Résidence surveillée
Le fait, pour les autorités académiques de l’Université de Yaoundé I, d’avoir cloîtré Nke dans son bureau est, ajoute, l’homme de sciences, préjudiciable tant cet acte participe à ternir l’image de la mère des universités d’Etat du Cameroun. D’où l’illustration ci-après: «Elles (les autorités académiques) refusent vraiment que j’y ai accès. Tous les étudiants qui sont dans ma spécialité sont perdus. On leur a assigné des petits étudiants de Master1 pour les diriger, pour les suivre. Donc vraiment, ce n’est pas le fait de m’assigner à résidence surveillée qui me dérange, mais le fait qu’on monte mes propres collègues contre moi. Je trouve que c’est ridicule; ce n’est pas l’image que j’avais de l’université quand je venais ici». Toutes les tentatives entamées depuis le 4 juillet 2018 pour entrer en contact avec Lucien Ayissi, Doyen de la Faculté des Arts, lettres et sciences humaines, sont restées vaines. Aussi une action initiale a-t-elle été étrennée pour avoir la version du recteur de cette instance universitaire. Mais en vain! Le chef de la cellule de communication nous a plutôt orientés vers le chef de département de Philosophie, qui est, parallèlement, Doyen de cet établissement. La démarche entreprise pour accéder à L. Ayissi est alors restée infructueuse.
Abus de pouvoir
En rappel, c’est le 20 juin 2018 que des vigiles venus du rectorat ont interdit à Nke d’accéder à son bureau. Sur le champ, l’universitaire a saisi le cabinet d’avocats Mpeck, Ntsama et Bell. Ce conseil de défense du Philosophe a, illico presto, écrit au Doyen de la F.A.L.S.H. avec ampliations au recteur et au ministre de l’Enseignement supérieur (Minesup). Dans cette correspondance, Me Mpeck énonce : «Je me dois de vous rappeler, si de tels faits s’avéraient établis, qu’il s’agit, une fois de plus, d’une violation flagrante de la loi, plus précisément d’un refus caractérisé et manifeste d’exécuter l’ordonnance numéro 20/Ose/Cab/Pta/Ydé/2017 rendue le 20 juin 2017 par le président du tribunal du Centre administratif du Mfoundi. Sachant qu’une procédure judiciaire est déjà pendante à votre encontre pour des faits similaires, je vous saurai gré, en cas de méprise, voire d’excès de zèle de certains de vos collaborateurs, de bien vouloir les inviter à respecter et à exécuter, purement et simplement, la décision de justice sus évoquée».

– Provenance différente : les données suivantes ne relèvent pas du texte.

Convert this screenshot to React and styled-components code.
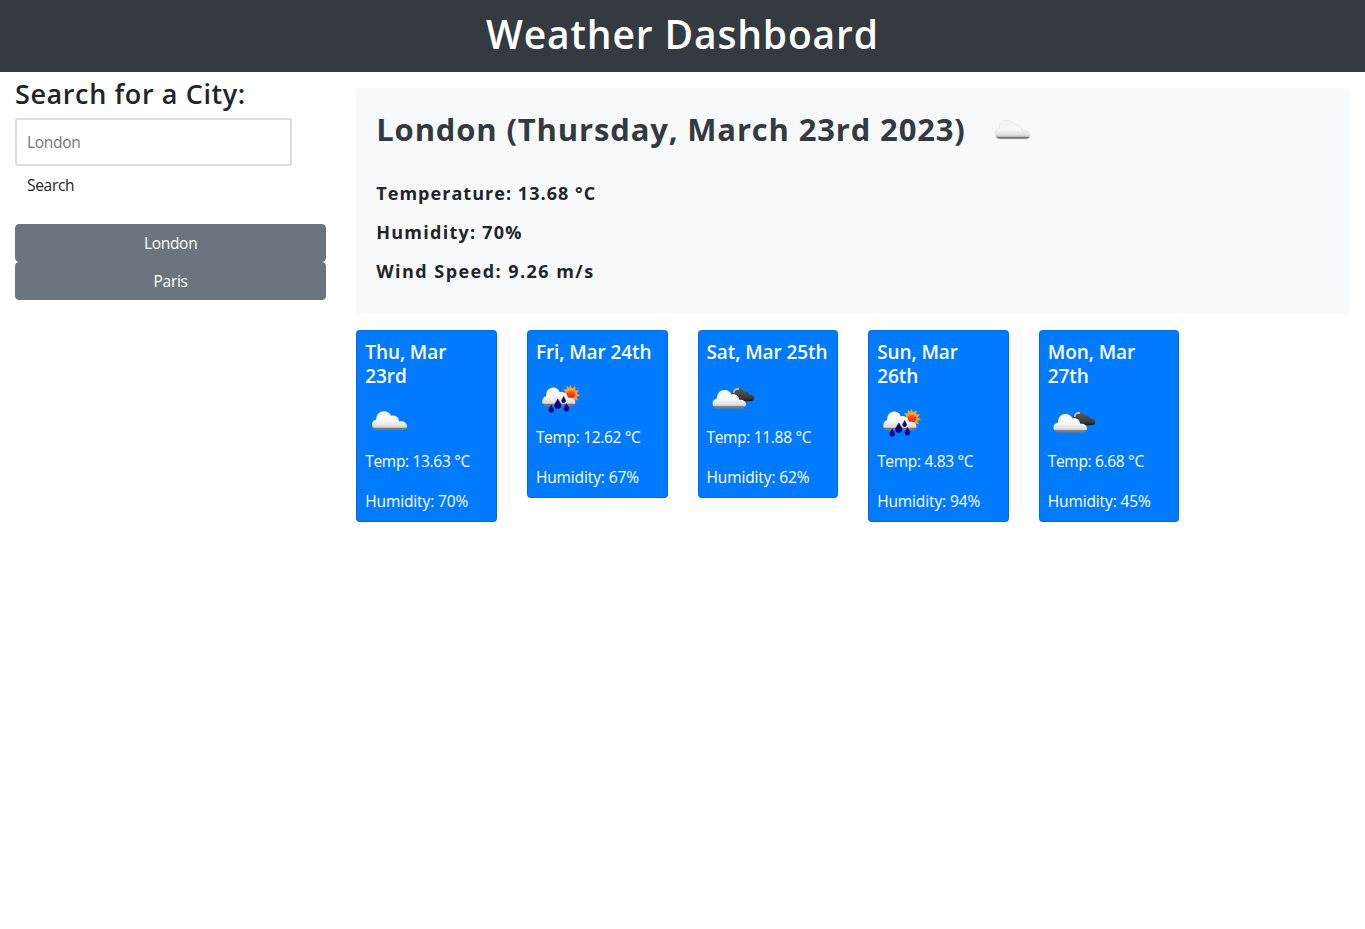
import React from "react";
import styled, { createGlobalStyle } from "styled-components";

const GlobalStyle = createGlobalStyle`
  *, *::before, *::after { box-sizing: border-box; }
  body {
    margin: 0;
    background: #fff;
    color: #212529;
    font-family: "Segoe UI", "Open Sans", "Noto Sans", sans-serif;
    font-size: 15.5px;
    line-height: 24px;
    letter-spacing: -0.3px;
  }
  h1, h2, h3, h4, p { margin: 0; }
`;

const Header = styled.header`
  height: 72px;
  padding-top: 10px;
  background: #343a40;
  text-align: center;
`;

const Title = styled.h1`
  color: #fff;
  font-size: 39px;
  font-weight: 600;
  line-height: 48px;
  letter-spacing: 0.85px;
`;

const Layout = styled.div`
  display: flex;
`;

const Sidebar = styled.aside`
  width: 25%;
  padding: 5px 15px 0;
`;

const SidebarTitle = styled.h2`
  font-size: 27px;
  font-weight: 600;
  line-height: 34px;
  letter-spacing: 0.6px;
  white-space: nowrap;
`;

const SearchInput = styled.input`
  display: block;
  width: 277px;
  height: 48px;
  margin-top: 7px;
  padding: 0 10px;
  border: 2px solid #ddd;
  border-radius: 3px;
  font: inherit;
  letter-spacing: inherit;
  &::placeholder { color: #757575; opacity: 1; }
`;

const SearchButton = styled.button`
  display: block;
  height: 38px;
  padding: 0 12px;
  border: 0;
  background: transparent;
  color: #212529;
  font: inherit;
  letter-spacing: inherit;
`;

const History = styled.div`
  display: flex;
  flex-direction: column;
  margin-top: 20px;
`;

const HistoryButton = styled.button`
  height: 38px;
  border: 1px solid #6c757d;
  border-radius: 4px;
  background: #6c757d;
  color: #fff;
  font: inherit;
  letter-spacing: inherit;
`;

const Main = styled.main`
  width: 75%;
  padding: 16px 15px 0;
`;

const Current = styled.section`
  height: 226px;
  padding: 16px 20px 0;
  border-radius: 4px;
  background: #f8f9fa;
`;

const CurrentHeading = styled.div`
  display: flex;
  align-items: center;
  height: 50px;
  gap: 22px;
`;

const CityName = styled.h3`
  color: #343a40;
  font-size: 31px;
  font-weight: 700;
  line-height: 38px;
  letter-spacing: 0.84px;
  white-space: nowrap;
`;

const Readings = styled.div`
  display: grid;
  gap: 15px;
  margin-top: 27px;
`;

const Reading = styled.p`
  font-size: 18px;
  font-weight: 700;
  letter-spacing: ${(p) => p.$tracking}px;
`;

const Forecast = styled.section`
  display: flex;
  align-items: flex-start;
  gap: 30px;
  margin-top: 16px;
`;

const Card = styled.article`
  width: 140.63px;
  padding: 8px;
  border: 1px solid rgba(0, 0, 0, 0.125);
  border-radius: 4px;
  background: #007bff;
  color: #fff;
`;

const CardTitle = styled.h4`
  padding-top: 1px;
  margin-bottom: 7px;
  font-size: 19px;
  font-weight: 600;
  line-height: 24px;
  letter-spacing: -0.08px;
`;

const CardText = styled.p`
  white-space: nowrap;
  letter-spacing: ${(p) => (p.$loose ? "-0.12px" : "-0.32px")};
  & + & { margin-top: 16px; }
`;

const Icon = styled.svg`
  display: block;
  flex: none;
  width: 50px;
  height: 50px;
  margin-bottom: ${(p) => (p.$card ? "4px" : "0")};
`;

const CLOUD =
  "M13 35C9.5 35 7 32.8 7 29.5C7 26.8 8.7 25 11.3 24.6C11 19.7 14.5 16.2 19 16.2C22.4 16.2 25 18 26.2 20.8C30.3 19.9 33.8 22.3 34.1 26.5C38.5 25.6 42 27.9 42 31.2C42 33.5 40.5 35 38 35Z";

function WeatherIcon({ kind, id, card }) {
  const fill = `url(#${id}-cloud)`;
  return (
    <Icon viewBox="0 0 50 50" $card={card} aria-hidden="true">
      <defs>
        <linearGradient id={`${id}-cloud`} x1="0" y1="0" x2="0" y2="1">
          <stop offset="0" stopColor={card ? "#fff" : "#f3f3f3"} />
          <stop offset="0.5" stopColor="#f8f8f8" />
          <stop offset="0.8" stopColor="#dedede" />
          <stop offset="0.87" stopColor="#bcbcbc" />
          <stop offset="0.9" stopColor="#737373" />
          <stop offset="1" stopColor="#7d7d7d" />
        </linearGradient>
        <linearGradient id={`${id}-dark`} x1="0" y1="0" x2="0" y2="1">
          <stop offset="0" stopColor="#5b5b5b" />
          <stop offset="0.75" stopColor="#3b3b3b" />
          <stop offset="1" stopColor="#151515" />
        </linearGradient>
        <linearGradient id={`${id}-sun`} x1="0" y1="0" x2="0" y2="1">
          <stop offset="0" stopColor="#ffb13a" />
          <stop offset="0.4" stopColor="#ff4b18" />
          <stop offset="1" stopColor="#f21905" />
        </linearGradient>
      </defs>
      {kind === "cloud" && (
        <path d={CLOUD} fill={fill} stroke={card ? "none" : "#d4d4d4"} strokeWidth="0.4" />
      )}
      {kind === "broken" && (
        <>
          <path
            d="M25 22C25.5 18.8 28.3 16.8 31.6 17C34.5 17.1 36.1 18.8 36.7 20.7C39.6 19.7 42 21.3 42.3 23.8C45.4 23.4 47.2 24.9 47.2 27C47.2 29 45.8 30.2 43.5 30.2H34Z"
            fill={`url(#${id}-dark)`}
          />
          <path d="M26.6 21.8C27 18.6 29.2 17.4 32 18.1" fill="none" stroke="#c4c4c4" strokeWidth="1.6" />
          <path
            d="M11 37.5C7.7 37.5 5.5 35.5 5.5 32.5C5.5 29.8 7.2 27.9 9.9 27.4C9.9 22.3 13.2 19 17.5 19C20.8 19 23.2 20.7 24.5 23.5C28.4 22.3 32 24.7 32.3 28.8C36.2 28.3 39 30.5 39 33.6C39 36 37.4 37.5 35 37.5Z"
            fill={fill}
          />
        </>
      )}
      {kind === "rain" && (
        <g transform="translate(0 0.4)">
          <path
            d="M34.3 13.2L36 17L39.6 14.9L39.3 18.9L43.2 19.2L40.7 21.9L44 24.4L40.2 25.3L42.2 29.2L38.2 28.2L34 29L28.5 22L29.3 20.6L27 17.6L30.6 18L30.7 14.2L33 16.6Z"
            fill="#ffa01e"
          />
          <circle cx="34.9" cy="22.5" r="4.9" fill={`url(#${id}-sun)`} stroke="#ffb84a" strokeWidth="0.7" />
          <path
            d="M11 34.8C8 34.8 6.2 32.5 6.2 30C6.2 27.2 7.8 25.4 10.2 24.9C9.7 19.7 13 16.2 17.1 16.2C20.2 16.2 22.7 17.8 23.7 20.8C28 19.8 31.6 22.4 31.8 26.5C36.5 25.6 39.4 27.5 39.4 31C39.4 33.3 38 34.8 35.5 34.8Z"
            fill={fill}
          />
          <g fill="#00009a" stroke="#08084c" strokeWidth="0.6">
            <path d="M21.8 27.5C23 30.2 25 31.8 25 34A3.2 3.2 0 0 1 18.6 34C18.6 31.8 20.7 30.2 21.8 27.5Z" />
            <path d="M27.7 25C28.4 27 29.5 28 29.5 29.4A1.9 1.9 0 0 1 25.7 29.4C25.7 28 27 27 27.7 25Z" />
            <path d="M15.3 33.8C16.2 36 17.7 37.2 17.7 39A2.5 2.5 0 0 1 12.8 39C12.8 37.2 14.3 36 15.3 33.8Z" />
            <path d="M30.4 32.2C31.4 34.6 32.8 35.7 32.8 37.5A2.4 2.4 0 0 1 28 37.5C28 35.7 29.5 34.6 30.4 32.2Z" />
          </g>
        </g>
      )}
    </Icon>
  );
}

const READINGS = [
  { text: "Temperature: 13.68 °C", tracking: 1.04 },
  { text: "Humidity: 70%", tracking: 1.25 },
  { text: "Wind Speed: 9.26 m/s", tracking: 1.45 },
];

const DAYS = [
  { date: "Thu, Mar 23rd", icon: "cloud", temp: "13.63", humidity: 70 },
  { date: "Fri, Mar 24th", icon: "rain", temp: "12.62", humidity: 67 },
  { date: "Sat, Mar 25th", icon: "broken", temp: "11.88", humidity: 62 },
  { date: "Sun, Mar 26th", icon: "rain", temp: "4.83", humidity: 94 },
  { date: "Mon, Mar 27th", icon: "broken", temp: "6.68", humidity: 45 },
];

export default function App() {
  return (
    <>
      <GlobalStyle />
      <Header>
        <Title>Weather Dashboard</Title>
      </Header>
      <Layout>
        <Sidebar>
          <SidebarTitle>Search for a City:</SidebarTitle>
          <SearchInput placeholder="London" />
          <SearchButton>Search</SearchButton>
          <History>
            <HistoryButton>London</HistoryButton>
            <HistoryButton>Paris</HistoryButton>
          </History>
        </Sidebar>
        <Main>
          <Current>
            <CurrentHeading>
              <CityName>London (Thursday, March 23rd 2023)</CityName>
              <WeatherIcon kind="cloud" id="current" />
            </CurrentHeading>
            <Readings>
              {READINGS.map((r) => (
                <Reading key={r.text} $tracking={r.tracking}>{r.text}</Reading>
              ))}
            </Readings>
          </Current>
          <Forecast>
            {DAYS.map((day, i) => (
              <Card key={day.date}>
                <CardTitle>{day.date}</CardTitle>
                <WeatherIcon kind={day.icon} id={`day${i}`} card />
                <CardText>Temp: {day.temp} °C</CardText>
                <CardText $loose>Humidity: {day.humidity}%</CardText>
              </Card>
            ))}
          </Forecast>
        </Main>
      </Layout>
    </>
  );
}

Une procédure au pénal a, par ailleurs, été préparée contre Mazzadou et Minkoulou, tous deux enseignants audit département, mais elle n’a pas été déposée, n’ayant pas reçu l’onction de Nké. L’universitaire, qui s’est constitué partie civile, sollicite l’ouverture des discussions directes avec le ministre de l’Enseignement supérieur. Le procès au pénal contre Jacques Fame Ndongo, Alamine Ousmane Mey, Maurice Aurélien Sosso, Lucien Ayissi, Abane Engolo et contre Mme Mbock se poursuit donc au Tpi de Yaoundé Centre administratif. Ces personnalités académiques ont été inculpées pour «excès de pouvoir» et «refus d’appliquer une décision de justice devenue définitive» suite à une plainte de F. Nke. Le 12 juin 2018, se tenait, d’ailleurs, une 2ème audience de ce procès. Au cours de ladite audience, l’avocat des prévenus s’est constitué. C’est Me Ngapouth qui va défendre toutes ces personnalités. Me Mpeck a payé la consignation et le procès a été renvoyé pour identification formelle des prévenus. La prochaine audience a lieu le 14 août 2018.